> [Provided data]

━━━━━━━━━━

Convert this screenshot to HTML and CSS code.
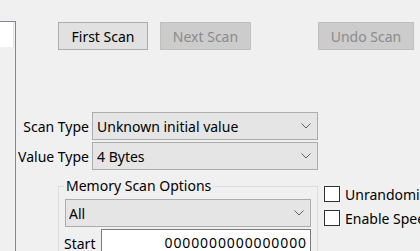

━━━━━━━━━━

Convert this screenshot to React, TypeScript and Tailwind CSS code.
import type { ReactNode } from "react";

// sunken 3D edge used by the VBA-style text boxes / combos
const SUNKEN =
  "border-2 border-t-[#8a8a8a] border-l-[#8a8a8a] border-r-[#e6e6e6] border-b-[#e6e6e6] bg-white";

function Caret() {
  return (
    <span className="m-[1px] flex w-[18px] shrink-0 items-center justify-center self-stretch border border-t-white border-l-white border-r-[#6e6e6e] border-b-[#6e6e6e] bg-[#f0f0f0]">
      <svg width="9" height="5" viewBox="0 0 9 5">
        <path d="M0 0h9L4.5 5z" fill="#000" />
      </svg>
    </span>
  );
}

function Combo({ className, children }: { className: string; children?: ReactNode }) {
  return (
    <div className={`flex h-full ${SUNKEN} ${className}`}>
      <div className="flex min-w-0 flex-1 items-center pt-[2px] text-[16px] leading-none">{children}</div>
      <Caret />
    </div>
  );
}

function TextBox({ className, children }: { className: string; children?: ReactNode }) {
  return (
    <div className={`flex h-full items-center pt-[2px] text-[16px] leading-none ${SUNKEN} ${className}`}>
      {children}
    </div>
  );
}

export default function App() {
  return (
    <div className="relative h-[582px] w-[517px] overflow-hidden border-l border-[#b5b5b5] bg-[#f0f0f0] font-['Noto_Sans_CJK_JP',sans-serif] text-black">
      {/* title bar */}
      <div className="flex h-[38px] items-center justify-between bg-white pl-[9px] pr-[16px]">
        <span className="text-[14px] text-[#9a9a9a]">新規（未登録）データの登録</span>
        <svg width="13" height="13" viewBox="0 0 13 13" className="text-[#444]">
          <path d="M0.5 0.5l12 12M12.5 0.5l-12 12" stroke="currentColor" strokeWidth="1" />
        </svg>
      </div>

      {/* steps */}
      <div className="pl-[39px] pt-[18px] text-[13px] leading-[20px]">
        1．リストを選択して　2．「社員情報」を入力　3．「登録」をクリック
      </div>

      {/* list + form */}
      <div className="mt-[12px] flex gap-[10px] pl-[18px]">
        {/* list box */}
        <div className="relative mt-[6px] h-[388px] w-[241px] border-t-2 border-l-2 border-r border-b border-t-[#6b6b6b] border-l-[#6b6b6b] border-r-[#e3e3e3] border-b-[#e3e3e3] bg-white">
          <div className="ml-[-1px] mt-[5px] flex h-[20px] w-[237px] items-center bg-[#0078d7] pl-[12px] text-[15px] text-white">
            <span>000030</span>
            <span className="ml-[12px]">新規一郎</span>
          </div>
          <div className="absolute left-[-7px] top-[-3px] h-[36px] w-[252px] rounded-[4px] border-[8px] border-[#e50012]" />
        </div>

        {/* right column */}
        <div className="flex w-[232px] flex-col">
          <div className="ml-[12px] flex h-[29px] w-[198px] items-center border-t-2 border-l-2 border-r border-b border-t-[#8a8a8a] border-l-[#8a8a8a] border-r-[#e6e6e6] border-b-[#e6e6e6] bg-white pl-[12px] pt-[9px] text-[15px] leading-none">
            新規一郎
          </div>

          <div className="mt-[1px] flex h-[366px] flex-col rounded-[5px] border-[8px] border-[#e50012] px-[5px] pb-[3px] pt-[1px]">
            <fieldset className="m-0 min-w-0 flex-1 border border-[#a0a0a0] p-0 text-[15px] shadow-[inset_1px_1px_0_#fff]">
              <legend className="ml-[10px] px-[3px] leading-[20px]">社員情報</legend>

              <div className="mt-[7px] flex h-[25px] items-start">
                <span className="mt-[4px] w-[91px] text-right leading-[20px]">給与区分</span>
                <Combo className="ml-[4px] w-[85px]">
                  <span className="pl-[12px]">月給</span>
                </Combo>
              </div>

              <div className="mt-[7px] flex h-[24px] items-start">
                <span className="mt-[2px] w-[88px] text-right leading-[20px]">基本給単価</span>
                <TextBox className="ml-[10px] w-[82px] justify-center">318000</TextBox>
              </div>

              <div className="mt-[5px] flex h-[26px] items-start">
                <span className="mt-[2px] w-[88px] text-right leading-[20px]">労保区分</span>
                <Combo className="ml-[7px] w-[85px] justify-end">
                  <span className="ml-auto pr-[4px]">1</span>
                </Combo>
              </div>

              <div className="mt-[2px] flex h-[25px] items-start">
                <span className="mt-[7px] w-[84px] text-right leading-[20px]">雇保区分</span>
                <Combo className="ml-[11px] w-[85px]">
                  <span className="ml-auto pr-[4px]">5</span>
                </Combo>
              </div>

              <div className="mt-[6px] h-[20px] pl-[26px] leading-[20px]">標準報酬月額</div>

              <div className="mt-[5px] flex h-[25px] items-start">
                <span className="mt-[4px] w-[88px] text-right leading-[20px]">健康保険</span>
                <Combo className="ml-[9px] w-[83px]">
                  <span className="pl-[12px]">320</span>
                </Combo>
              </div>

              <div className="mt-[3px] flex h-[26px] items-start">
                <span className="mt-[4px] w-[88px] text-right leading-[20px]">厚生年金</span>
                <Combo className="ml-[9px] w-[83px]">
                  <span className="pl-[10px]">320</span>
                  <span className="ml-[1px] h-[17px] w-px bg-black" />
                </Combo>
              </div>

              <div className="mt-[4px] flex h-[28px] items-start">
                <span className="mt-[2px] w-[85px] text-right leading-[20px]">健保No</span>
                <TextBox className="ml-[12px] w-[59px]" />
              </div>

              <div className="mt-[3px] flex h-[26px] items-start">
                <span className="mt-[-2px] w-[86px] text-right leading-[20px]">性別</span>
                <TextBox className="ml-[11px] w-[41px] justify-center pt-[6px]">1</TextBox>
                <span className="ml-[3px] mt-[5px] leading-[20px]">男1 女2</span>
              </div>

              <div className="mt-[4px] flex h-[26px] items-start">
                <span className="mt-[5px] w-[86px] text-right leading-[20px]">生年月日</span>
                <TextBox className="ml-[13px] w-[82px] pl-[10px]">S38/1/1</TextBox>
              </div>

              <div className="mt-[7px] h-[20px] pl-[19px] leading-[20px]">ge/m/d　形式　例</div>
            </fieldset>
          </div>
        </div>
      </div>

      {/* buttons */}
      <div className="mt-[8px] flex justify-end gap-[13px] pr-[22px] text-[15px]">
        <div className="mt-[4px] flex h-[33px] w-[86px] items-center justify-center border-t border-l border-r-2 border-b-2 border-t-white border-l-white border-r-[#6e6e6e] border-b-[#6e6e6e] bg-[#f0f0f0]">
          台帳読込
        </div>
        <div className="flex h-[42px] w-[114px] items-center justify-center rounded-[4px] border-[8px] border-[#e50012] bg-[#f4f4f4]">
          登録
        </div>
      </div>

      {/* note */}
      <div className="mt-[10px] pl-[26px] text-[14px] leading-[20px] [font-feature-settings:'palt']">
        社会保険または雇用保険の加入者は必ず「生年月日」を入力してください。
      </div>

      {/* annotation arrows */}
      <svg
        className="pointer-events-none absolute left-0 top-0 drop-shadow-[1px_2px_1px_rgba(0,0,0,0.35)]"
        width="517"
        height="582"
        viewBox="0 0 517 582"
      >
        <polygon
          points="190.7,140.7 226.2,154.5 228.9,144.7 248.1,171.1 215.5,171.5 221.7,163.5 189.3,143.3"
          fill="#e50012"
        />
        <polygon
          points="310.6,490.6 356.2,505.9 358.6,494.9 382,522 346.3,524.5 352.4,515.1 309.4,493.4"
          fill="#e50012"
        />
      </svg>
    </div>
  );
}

━━━━━━━━━━

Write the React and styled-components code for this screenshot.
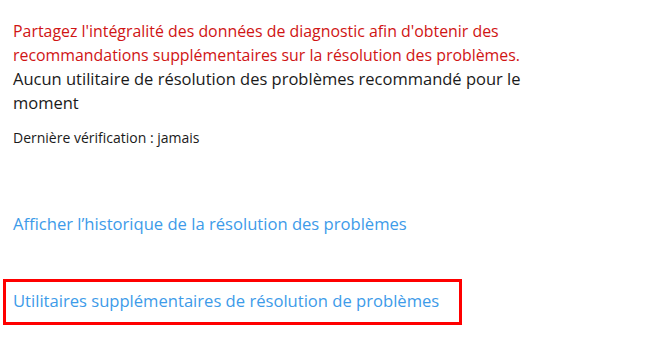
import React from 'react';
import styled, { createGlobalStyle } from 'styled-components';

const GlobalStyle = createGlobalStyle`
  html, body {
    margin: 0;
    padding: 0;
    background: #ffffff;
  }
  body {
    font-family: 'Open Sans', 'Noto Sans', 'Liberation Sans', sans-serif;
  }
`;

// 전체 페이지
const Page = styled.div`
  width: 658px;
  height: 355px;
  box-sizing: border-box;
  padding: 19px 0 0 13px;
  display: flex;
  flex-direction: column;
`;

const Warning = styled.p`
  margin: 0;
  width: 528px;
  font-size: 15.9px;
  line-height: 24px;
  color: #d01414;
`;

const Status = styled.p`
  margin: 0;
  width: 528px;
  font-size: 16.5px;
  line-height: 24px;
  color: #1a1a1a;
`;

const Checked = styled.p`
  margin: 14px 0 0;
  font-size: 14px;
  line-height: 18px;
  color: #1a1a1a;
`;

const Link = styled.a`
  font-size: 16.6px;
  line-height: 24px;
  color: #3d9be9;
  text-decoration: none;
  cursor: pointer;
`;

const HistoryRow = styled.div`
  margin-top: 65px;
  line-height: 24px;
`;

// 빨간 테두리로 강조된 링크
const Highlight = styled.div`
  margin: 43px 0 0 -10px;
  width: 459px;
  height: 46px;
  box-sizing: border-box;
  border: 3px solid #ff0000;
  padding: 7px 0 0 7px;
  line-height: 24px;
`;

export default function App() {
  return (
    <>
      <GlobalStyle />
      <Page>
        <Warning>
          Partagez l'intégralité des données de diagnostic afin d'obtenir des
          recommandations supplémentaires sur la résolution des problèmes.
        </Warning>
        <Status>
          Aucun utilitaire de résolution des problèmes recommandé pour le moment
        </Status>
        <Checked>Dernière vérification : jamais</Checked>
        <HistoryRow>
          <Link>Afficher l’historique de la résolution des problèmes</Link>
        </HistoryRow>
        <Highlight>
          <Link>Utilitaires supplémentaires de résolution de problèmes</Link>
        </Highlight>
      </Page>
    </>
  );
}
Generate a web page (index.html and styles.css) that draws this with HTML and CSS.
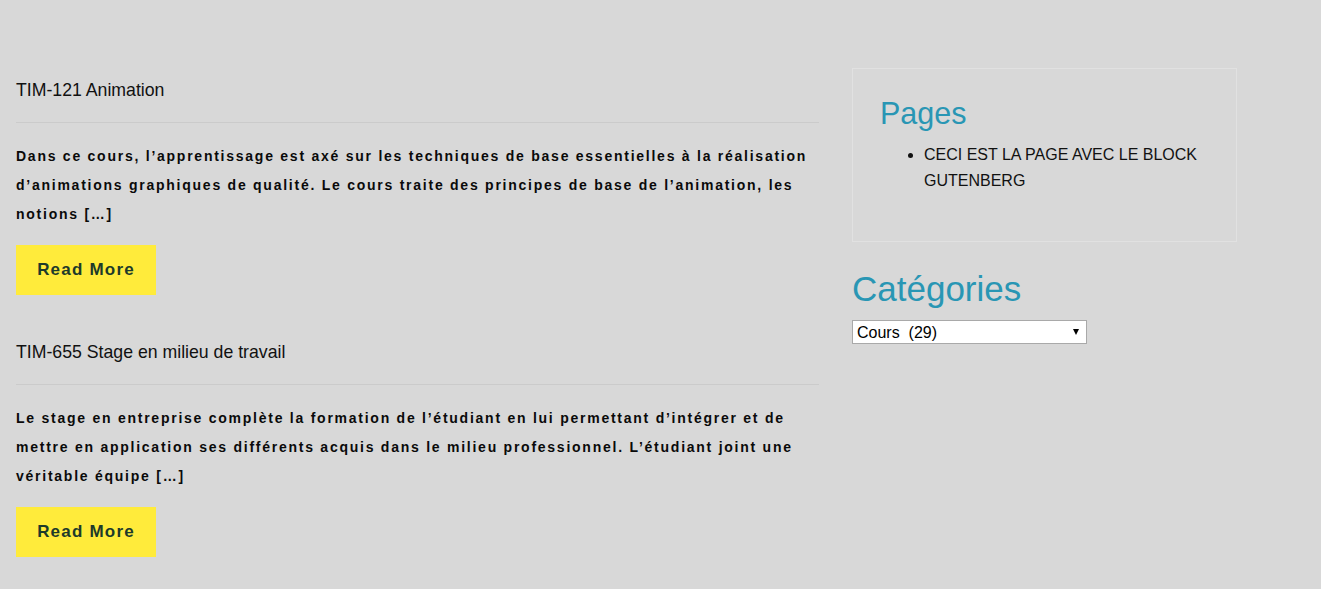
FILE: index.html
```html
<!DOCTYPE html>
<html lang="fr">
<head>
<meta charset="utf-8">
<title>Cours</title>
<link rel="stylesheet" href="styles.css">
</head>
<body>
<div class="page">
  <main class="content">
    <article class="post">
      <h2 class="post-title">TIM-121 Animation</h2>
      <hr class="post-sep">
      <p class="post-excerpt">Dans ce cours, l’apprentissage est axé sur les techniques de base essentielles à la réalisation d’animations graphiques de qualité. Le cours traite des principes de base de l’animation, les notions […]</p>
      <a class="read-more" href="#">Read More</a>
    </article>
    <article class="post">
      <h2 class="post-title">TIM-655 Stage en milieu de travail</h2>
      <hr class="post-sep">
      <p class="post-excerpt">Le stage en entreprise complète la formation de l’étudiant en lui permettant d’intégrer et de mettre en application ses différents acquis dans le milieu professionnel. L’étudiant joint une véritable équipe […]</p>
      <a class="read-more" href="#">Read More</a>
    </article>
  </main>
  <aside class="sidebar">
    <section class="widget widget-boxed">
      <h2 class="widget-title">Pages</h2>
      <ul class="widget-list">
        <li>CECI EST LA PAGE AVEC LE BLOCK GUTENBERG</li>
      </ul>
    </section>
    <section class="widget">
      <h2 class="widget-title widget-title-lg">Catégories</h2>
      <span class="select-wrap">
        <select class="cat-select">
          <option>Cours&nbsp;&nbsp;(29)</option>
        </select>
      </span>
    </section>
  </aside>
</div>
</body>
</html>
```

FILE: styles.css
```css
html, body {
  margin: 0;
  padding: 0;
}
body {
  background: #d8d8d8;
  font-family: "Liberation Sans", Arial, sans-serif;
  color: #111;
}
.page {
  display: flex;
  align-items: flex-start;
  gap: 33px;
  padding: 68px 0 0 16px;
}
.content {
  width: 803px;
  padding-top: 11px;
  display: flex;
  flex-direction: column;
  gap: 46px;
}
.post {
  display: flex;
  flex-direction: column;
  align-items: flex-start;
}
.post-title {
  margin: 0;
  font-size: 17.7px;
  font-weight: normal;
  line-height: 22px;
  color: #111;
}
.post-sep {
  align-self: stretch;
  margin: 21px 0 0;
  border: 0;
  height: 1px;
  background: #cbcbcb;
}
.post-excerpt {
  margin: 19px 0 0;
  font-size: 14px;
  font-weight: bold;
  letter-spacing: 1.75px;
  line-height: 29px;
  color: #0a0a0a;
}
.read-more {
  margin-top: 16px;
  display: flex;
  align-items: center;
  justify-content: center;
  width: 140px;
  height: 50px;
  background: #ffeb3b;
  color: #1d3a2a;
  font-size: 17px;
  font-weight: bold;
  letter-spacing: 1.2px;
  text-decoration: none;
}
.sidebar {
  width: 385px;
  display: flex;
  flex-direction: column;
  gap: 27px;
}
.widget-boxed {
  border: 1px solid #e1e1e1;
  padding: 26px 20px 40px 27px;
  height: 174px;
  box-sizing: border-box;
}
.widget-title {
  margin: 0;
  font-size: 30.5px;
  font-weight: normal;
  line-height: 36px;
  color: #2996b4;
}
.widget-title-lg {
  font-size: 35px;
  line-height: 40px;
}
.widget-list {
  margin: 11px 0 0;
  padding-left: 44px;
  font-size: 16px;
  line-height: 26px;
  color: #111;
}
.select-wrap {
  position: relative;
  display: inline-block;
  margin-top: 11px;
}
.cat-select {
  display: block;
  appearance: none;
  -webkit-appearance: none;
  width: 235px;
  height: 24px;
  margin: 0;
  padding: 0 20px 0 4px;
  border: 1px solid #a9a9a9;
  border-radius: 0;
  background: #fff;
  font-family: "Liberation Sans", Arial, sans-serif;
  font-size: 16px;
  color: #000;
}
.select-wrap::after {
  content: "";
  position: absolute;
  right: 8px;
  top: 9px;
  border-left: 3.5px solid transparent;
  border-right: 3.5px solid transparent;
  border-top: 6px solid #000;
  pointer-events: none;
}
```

━━━━━━━━━━

> [Exercise brief] Give only the number of lines in the listing above that include the string "components".

> [Exercise answer] 2